Au-delà de ces dispositions, votre rapporteur pour avis souhaite attirer l'attention de la ministre en charge de la culture sur le développement de ventes en ligne d'archives, privées mais aussi publiques . Ce phénomène requiert une forte vigilance de l'administration des archives, par des systèmes de veille, tel que celui qui a été mis en place en partenariat avec le site « E-Bay ». Il rendra également nécessaire une adaptation de la législation, afin de prévenir les risques de dépeçage de notre patrimoine. Cette question ne concerne pas seulement les archives, mais l'ensemble de nos biens culturels.

2. Le réajustement des sanctions pénales

Enfin, dans son article 12 , le projet de loi, propose de sanctionner plus lourdement ceux qui détruisent consciemment le patrimoine que représentent les archives, publiques comme privées.

Il propose d'actualiser le montant des amendes et le niveau de peines de prison s'appliquant aujourd'hui en cas de destruction illégale, de détournement ou de soustraction d'archives publiques, et de les compléter par la privation des droits civiques et l'interdiction d'exercer une fonction publique. Ainsi que le souligne l'exposé des motifs, il s'agit de « sanctions particulièrement dissuasives pour les fonctionnaires et les autorités publiques qui enfreindraient la loi » .

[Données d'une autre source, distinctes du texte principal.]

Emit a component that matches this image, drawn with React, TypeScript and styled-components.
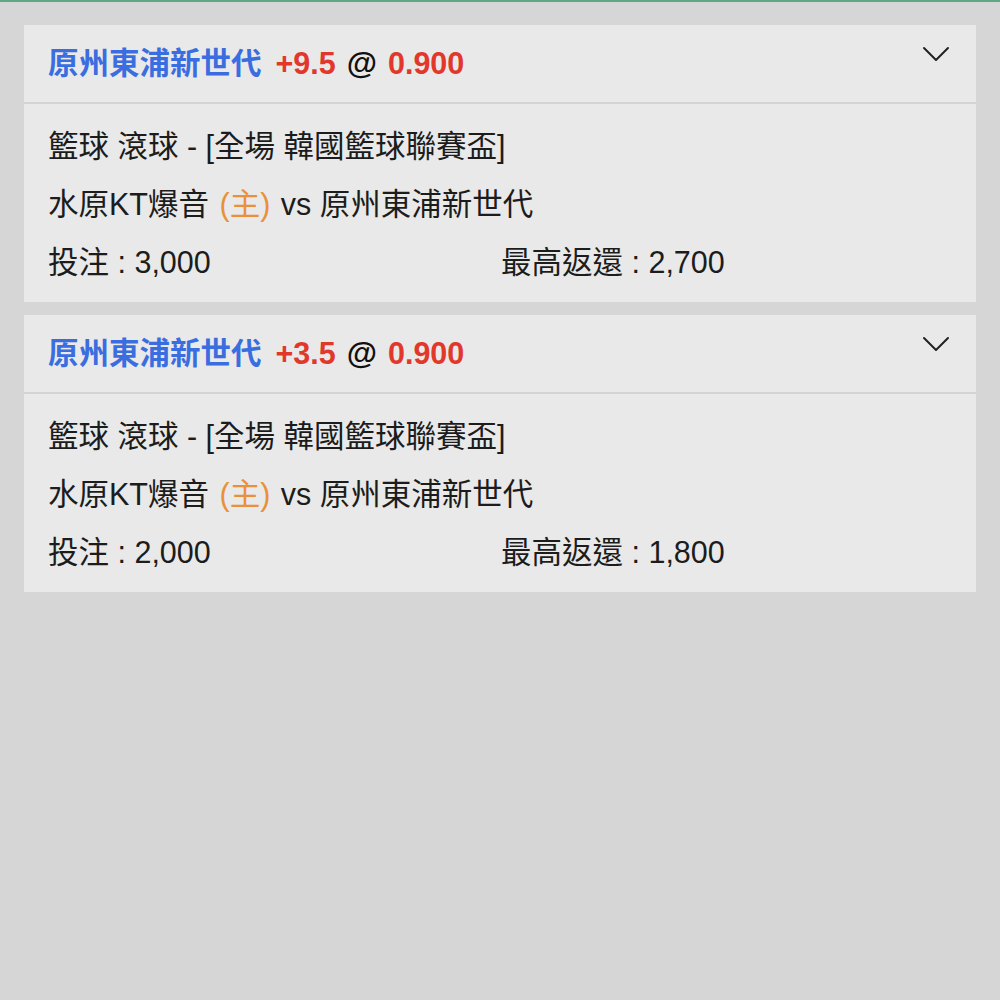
import React from 'react';
import styled, { createGlobalStyle } from 'styled-components';

type Bet = {
  team: string;
  handicap: string;
  odds: string;
  league: string;
  home: string;
  away: string;
  stake: string;
  maxReturn: string;
};

const bets: Bet[] = [
  {
    team: '原州東浦新世代',
    handicap: '+9.5',
    odds: '0.900',
    league: '籃球 滾球 - [全場 韓國籃球聯賽盃]',
    home: '水原KT爆音',
    away: '原州東浦新世代',
    stake: '3,000',
    maxReturn: '2,700',
  },
  {
    team: '原州東浦新世代',
    handicap: '+3.5',
    odds: '0.900',
    league: '籃球 滾球 - [全場 韓國籃球聯賽盃]',
    home: '水原KT爆音',
    away: '原州東浦新世代',
    stake: '2,000',
    maxReturn: '1,800',
  },
];

const Chevron = () => (
  <svg width="28" height="16" viewBox="0 0 28 16" fill="none">
    <path d="M2 2 L14 14 L26 2" stroke="#222" strokeWidth="2" strokeLinecap="round" strokeLinejoin="round" />
  </svg>
);

const App: React.FC = () => (
  <>
    <GlobalStyle />
    <Page>
      {bets.map((bet, i) => (
        <Card key={i}>
          <Header>
            <Title>
              <Team>{bet.team}</Team>
              <Red>{bet.handicap}</Red>
              <At>@</At>
              <Red>{bet.odds}</Red>
            </Title>
            <Toggle>
              <Chevron />
            </Toggle>
          </Header>
          <Body>
            <Line>{bet.league}</Line>
            <Line>
              {bet.home} <Home>(主)</Home> vs {bet.away}
            </Line>
            <Amounts>
              <Line>投注 : {bet.stake}</Line>
              <Line>最高返還 : {bet.maxReturn}</Line>
            </Amounts>
          </Body>
        </Card>
      ))}
    </Page>
  </>
);

export default App;

const GlobalStyle = createGlobalStyle`
  html, body {
    margin: 0;
    padding: 0;
    background: #d6d6d6;
  }
  body {
    font-family: "Liberation Sans", "Noto Sans CJK TC", sans-serif;
    color: #1c1c1c;
  }
`;

const Page = styled.div`
  min-height: 1000px;
  box-sizing: border-box;
  border-top: 2px solid #5fa882;
  padding: 23px 24px 0;
  display: flex;
  flex-direction: column;
  gap: 13px;
`;

const Card = styled.div`
  background: #e9e9e9;
`;

const Header = styled.div`
  height: 77px;
  display: flex;
  align-items: center;
  justify-content: space-between;
  padding: 0 24px;
  border-bottom: 2px solid #d4d4d4;
`;

const Title = styled.div`
  display: flex;
  align-items: baseline;
  gap: 11px;
  font-size: 30.5px;
  font-weight: 700;
  line-height: 1;
`;

const Team = styled.span`
  color: #3a6ee0;
  margin-right: 3px;
`;

const Red = styled.span`
  color: #e2372b;
`;

const At = styled.span`
  color: #111;
  font-size: 31px;
`;

const Toggle = styled.div`
  display: flex;
  align-self: flex-start;
  padding-top: 21px;
  margin-right: 2px;
`;

const Body = styled.div`
  padding: 13px 24px 11px;
  font-size: 30.5px;
  line-height: 58px;
`;

const Line = styled.div`
  white-space: nowrap;
`;

const Home = styled.span`
  color: #e8913a;
  margin: 0 2px;
`;

const Amounts = styled.div`
  display: grid;
  grid-template-columns: 1fr 1fr;
  & > div:last-child {
    padding-left: 1px;
  }
`;
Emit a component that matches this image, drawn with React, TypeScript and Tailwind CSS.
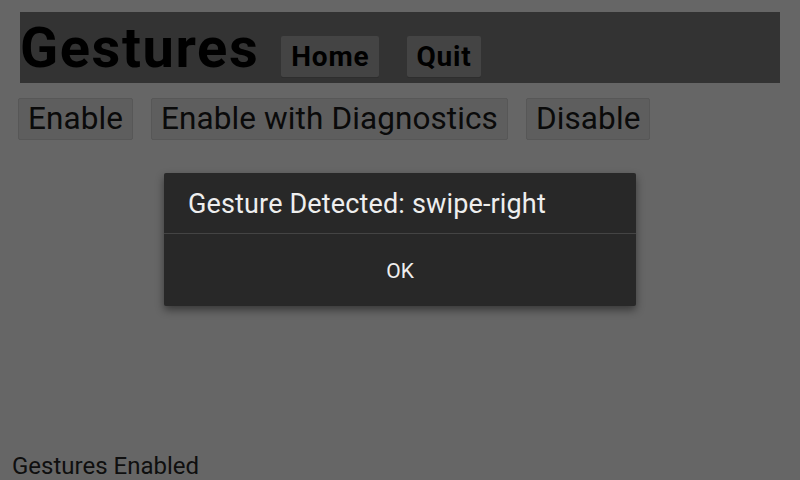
const rowButtons = ["Enable", "Enable with Diagnostics", "Disable"];

export default function App() {
  return (
    <div
      className="relative flex h-[480px] w-[800px] flex-col overflow-hidden bg-[#666666] text-[#0a0a0a]"
      style={{ fontFamily: "Roboto, 'Liberation Sans', sans-serif" }}
    >
      {/* Header */}
      <div className="ml-5 mt-3 flex h-[71px] w-[760px] items-center bg-[#333333]">
        <h1 className="text-[56px] font-bold leading-none tracking-[1.6px] text-black">Gestures</h1>
        <button className="mb-[6px] ml-[22px] flex h-[41px] items-center self-end rounded-[2px] bg-[#444444] px-[10px] text-[28px] font-bold tracking-[0.8px] text-black shadow-[0_1px_0_#2e2e2e]">
          Home
        </button>
        <button className="mb-[6px] ml-[28px] flex h-[41px] items-center self-end rounded-[2px] bg-[#444444] px-[9px] text-[28px] font-bold tracking-[0.8px] text-black shadow-[0_1px_0_#2e2e2e]">
          Quit
        </button>
      </div>

      {/* Controls */}
      <div className="ml-[18px] mt-[15px] flex gap-[18px]">
        {rowButtons.map((label) => (
          <button
            key={label}
            className="flex h-[42px] items-center rounded-[2px] border border-[#575757] bg-[#5e5e5e] px-[9px] text-[31.5px] tracking-[0.1px] text-[#0a0a0a]"
          >
            {label}
          </button>
        ))}
      </div>

      {/* Status */}
      <div className="mt-auto mb-[2px] ml-3 text-[24px] leading-[24px] text-[#0f0f0f]">Gestures Enabled</div>

      {/* Dialog */}
      <div className="absolute left-[164px] top-[173px] w-[472px] rounded-[2px] bg-[#282828] shadow-[0_4px_8px_rgba(0,0,0,0.45)]">
        <div className="flex h-[61px] items-center border-b border-[#444444] pl-6 pt-[3px] text-[27px] tracking-[0.15px] text-[#eeeeee]">
          Gesture Detected: swipe-right
        </div>
        <div className="flex h-[72px] items-center justify-center pt-[3px] text-[21px] text-[#eeeeee]">OK</div>
      </div>
    </div>
  );
}
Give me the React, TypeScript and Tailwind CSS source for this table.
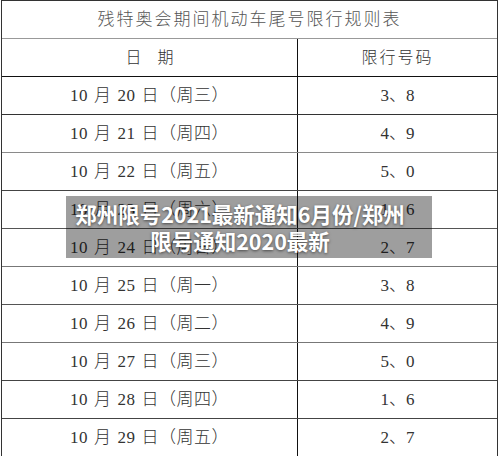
import React from "react";

const rows: [string, string, string][] = [
  ["20", "三", "3、8"],
  ["21", "四", "4、9"],
  ["22", "五", "5、0"],
  ["23", "六", "1、6"],
  ["24", "日", "2、7"],
  ["25", "一", "3、8"],
  ["26", "二", "4、9"],
  ["27", "三", "5、0"],
  ["28", "四", "1、6"],
  ["29", "五", "2、7"],
];

const lineColors = [
  "border-[#333]",
  "border-[#8a8a8a]",
  "border-[#444]",
  "border-[#555]",
  "border-[#777]",
  "border-[#555]",
  "border-[#777]",
  "border-[#444]",
  "border-[#444]",
  "border-[#555]",
];

export default function App() {
  return (
    <div
      className="relative w-[500px] h-[456px] overflow-hidden bg-white text-[#333]"
      style={{ fontFamily: '"Liberation Serif", "Noto Sans CJK SC", serif' }}
    >
      <div className="ml-[1px] w-[497px] border-x-[1.5px] border-t border-[#333]">
        <div className="h-[38px] flex items-center justify-center border-b-[1.5px] border-[#999] text-[17px] tracking-[2px] text-[#555] font-light">
          残特奥会期间机动车尾号限行规则表
        </div>
        <div className="h-[38px] grid grid-cols-[296px_1fr] border-b-[1.5px] border-[#111] font-light">
          <div className="flex items-center justify-center border-r-[1.5px] border-[#111] text-[16px]">
            日　期
          </div>
          <div className="flex items-center justify-center text-[16px] tracking-[2px]">
            限行号码
          </div>
        </div>
        {rows.map(([d, w, n], i) => (
          <div
            key={d}
            className={`h-[38px] grid grid-cols-[296px_1fr] border-b-[1.5px] ${lineColors[i]}`}
          >
            <div className="flex items-center justify-center border-r-[1.5px] border-[#111] text-[17px] tracking-[0.5px] font-light">
              <span>10</span>
              <span className="mx-[6px]">月</span>
              <span>{d}</span>
              <span className="ml-[6px]">日（周{w}）</span>
            </div>
            <div className="flex items-center justify-center text-[17px] font-light">
              {n}
            </div>
          </div>
        ))}
      </div>

      <div
        className="absolute left-[66px] top-[196px] w-[366px] h-[62px] bg-[rgba(0,0,0,0.38)] pl-[2px] pr-[20px] flex flex-col items-center justify-center text-white font-bold text-[21.5px] leading-[27px] [text-shadow:0_1px_3px_rgba(0,0,0,0.55)]"
        style={{ fontFamily: '"Noto Sans CJK SC", "Noto Sans", sans-serif' }}
      >
        <span>郑州限号2021最新通知6月份/郑州</span>
        <span>限号通知2020最新</span>
      </div>
    </div>
  );
}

Par ailleurs, à cet arsenal pénal, de portée dissuasive car quasiment jamais appliqué dans les faits, le projet de loi ajoute une sanction administrative, visant à limiter l'accès aux salles de lecture aux personnes déjà condamnées pénalement pour destruction ou vol d'archives.

* 16 Loi n° 92-1477 du 31 décembre 1992 relative aux produits soumis à certaines restrictions de circulation et à la complémentarité entre les services de police, de gendarmerie et de douane.